Binghamton Research Days Student Presentations

sean reichbach.poster.pdf

How Critical Race Theory Disinformation Operationalizes Naivete of Public School Children: A Contemporary and Historical Analysis

Sean Reichbach

Source Project

Arts and Humanities

Mentor: Sidney Dement

Abstract

Disinformation upholds racial power structures by promulgating alternative truths to naïve populations. Historically, autocratic regimes have used education to bend students to the state’s will through classroom curricula and textbooks. In the US, Critical Race Theory has been introduced to combat the philosophy of idealizing the state, leading students to question the power structures that led to slavery, segregation, and contemporary inequity. However, there are emerging counter-narratives to CRT which promote a view of the classroom as a place to memorize state-approved content rather than question assumed truths. Through a case study reviewing southern textbooks in the 20th century designed by the United Daughters of the Confederacy and modern anti-CRT disinformation campaigns, I analyze three modes in which disinformation operationalizes the naivete of children in the public education system. These modes are textbooks, classroom curricula, and political disinformation campaigns.
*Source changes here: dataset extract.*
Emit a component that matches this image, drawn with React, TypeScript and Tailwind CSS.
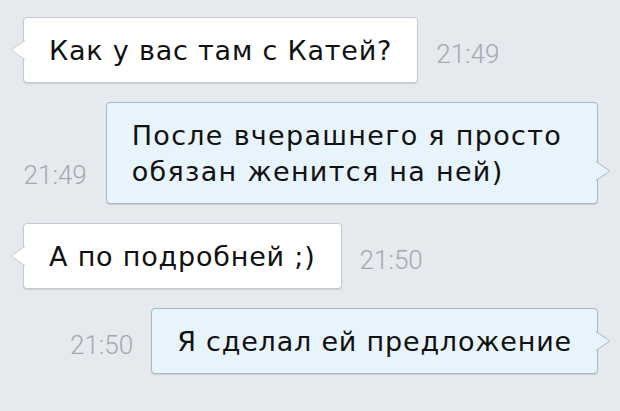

By illustrating the contemporary modes in which a state or its supporters attempt to use public education to produce naïve students, and provide historical context, this research identifies a pattern of disinformation as a strategy to preserve an ideal vision of the American state. If nothing is done to break this trend, naïve populations of students will be molded into supporting status-quo racist institutions based upon their core education and will likely be ripe for racist digital disinformation campaigns as adults.